- **Requirement**: Isolate every line in the data with the string "this" and copy it.

- **Provided data**:
START

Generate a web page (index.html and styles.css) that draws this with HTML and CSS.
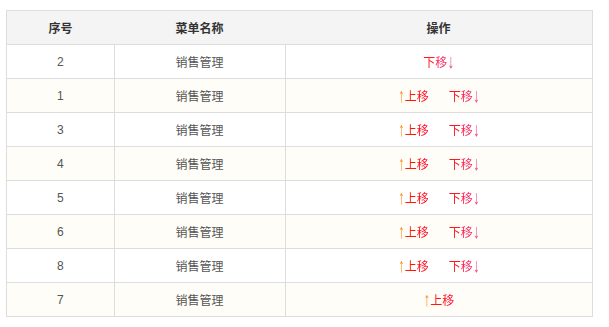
FILE: index.html
```html
<!DOCTYPE html>
<html lang="zh-CN">
<head>
<meta charset="utf-8">
<link rel="stylesheet" href="styles.css">
</head>
<body>
<table class="grid">
  <thead>
    <tr><th class="c1">序号</th><th class="c2">菜单名称</th><th class="c3">操作</th></tr>
  </thead>
  <tbody>
    <tr><td>2</td><td>销售管理</td><td><span class="ops"><a class="down"><span class="tx">下移</span><span class="ar">↓</span></a></span></td></tr>
    <tr><td>1</td><td>销售管理</td><td><span class="ops"><a class="up"><span class="ar">↑</span><span class="tx">上移</span></a><a class="down"><span class="tx">下移</span><span class="ar">↓</span></a></span></td></tr>
    <tr><td>3</td><td>销售管理</td><td><span class="ops"><a class="up"><span class="ar">↑</span><span class="tx">上移</span></a><a class="down"><span class="tx">下移</span><span class="ar">↓</span></a></span></td></tr>
    <tr><td>4</td><td>销售管理</td><td><span class="ops"><a class="up"><span class="ar">↑</span><span class="tx">上移</span></a><a class="down"><span class="tx">下移</span><span class="ar">↓</span></a></span></td></tr>
    <tr><td>5</td><td>销售管理</td><td><span class="ops"><a class="up"><span class="ar">↑</span><span class="tx">上移</span></a><a class="down"><span class="tx">下移</span><span class="ar">↓</span></a></span></td></tr>
    <tr><td>6</td><td>销售管理</td><td><span class="ops"><a class="up"><span class="ar">↑</span><span class="tx">上移</span></a><a class="down"><span class="tx">下移</span><span class="ar">↓</span></a></span></td></tr>
    <tr><td>8</td><td>销售管理</td><td><span class="ops"><a class="up"><span class="ar">↑</span><span class="tx">上移</span></a><a class="down"><span class="tx">下移</span><span class="ar">↓</span></a></span></td></tr>
    <tr><td>7</td><td>销售管理</td><td><span class="ops"><a class="up"><span class="ar">↑</span><span class="tx">上移</span></a></span></td></tr>
  </tbody>
</table>
</body>
</html>
```
FILE: styles.css
```css
html, body { margin: 0; padding: 0; background: #fff; }
body { padding: 10px 0 0 6px; }
.grid {
  border-collapse: collapse;
  width: 587px;
  table-layout: fixed;
  font-family: "Liberation Sans", "Noto Sans CJK SC", sans-serif;
  font-size: 12px;
  color: #555;
  border: 1px solid #ddd;
}
.c1 { width: 107px; }
.c2 { width: 171px; }
.grid th {
  height: 33px;
  padding: 0;
  background: #f4f4f4;
  color: #333;
  font-weight: bold;
  text-align: center;
  border-bottom: 1px solid #ddd;
}
.grid td {
  height: 33px;
  padding: 0;
  text-align: center;
  border: 1px solid #ddd;
}
.grid tbody tr:nth-child(even) td { background: #fffdf8; }
.ops { display: inline-flex; gap: 20px; align-items: center; }
.ops a { display: inline-flex; align-items: center; }
.tx {
  display: inline-block;
  -webkit-background-clip: text;
  background-clip: text;
  -webkit-text-fill-color: transparent;
  color: transparent;
}
.up .tx { background-image: linear-gradient(to right, #ff2200 0%, #ff0a10 60%, #ff1040 100%); }
.down .tx { background-image: linear-gradient(to right, #ff1400 0%, #ff1c40 50%, #f5307a 100%); }
.ar {
  display: inline-block;
  font-size: 13px;
  line-height: 1;
  width: 7px;
  transform: scaleY(1.55);
}
.up .ar { color: #ff8a10; }
.down .ar { color: #f04a8a; }
```
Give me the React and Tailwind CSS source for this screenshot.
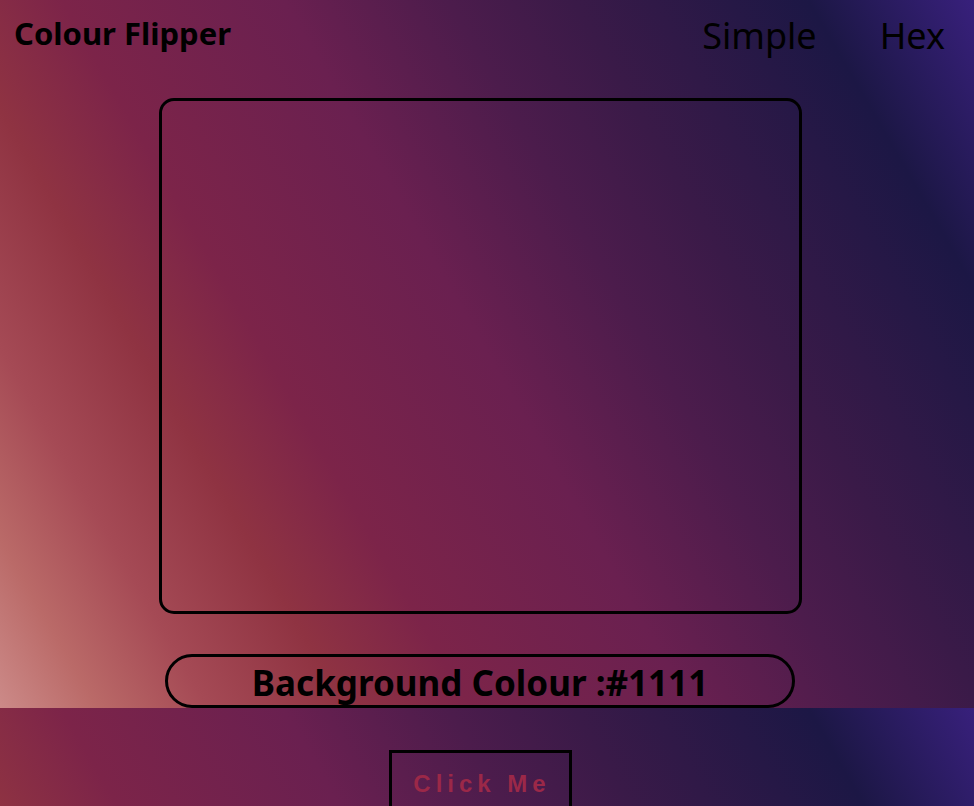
export default function App() {
  return (
    <div
      className="min-h-[806px] w-full overflow-hidden bg-[linear-gradient(60deg,#cc8a88_0%,#ba6a68_7%,#a54a55_15%,#8f3342_25%,#7c2449_34%,#6a2050_50%,#4c1c4c_62%,#3a1a48_71%,#1c1745_88%,#38207c_100%)] bg-size-[100%_708px] bg-repeat-y font-['Noto_Sans',sans-serif] text-black"
    >
      <div className="w-[960px] h-[806px] flex flex-col">
        <header className="flex justify-between items-start">
          <h1 className="ml-[14px] mt-[12px] text-[31px] leading-[42px] font-bold">Colour Flipper</h1>
          <nav className="flex gap-[63px] mt-[12px] mr-[15px] text-[36px] leading-[48px]">
            <span>Simple</span>
            <span>Hex</span>
          </nav>
        </header>
        <div className="flex flex-col items-center">
          <div className="mt-[38px] w-[643px] h-[516px] border-[3px] border-black rounded-[15px]"></div>
          <div className="mt-[40px] w-[630px] h-[54px] border-[3px] border-black rounded-full flex items-center justify-center">
            <span className="text-[35px] font-bold leading-none mt-[2px]">Background Colour :#1111</span>
          </div>
          <button className="mt-[42px] w-[183px] h-[80px] border-[3px] border-black flex items-start justify-center pt-[13px] pl-[4px] font-['Liberation_Sans',Arial,sans-serif] font-bold text-[24px] tracking-[5px] text-[#9b2848]">
            Click Me
          </button>
        </div>
      </div>
    </div>
  );
}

END

- **Result of the exercise**:
Generate a web page (index.html and styles.css) that draws this with HTML and CSS.
Give me the React and Tailwind CSS source for this screenshot.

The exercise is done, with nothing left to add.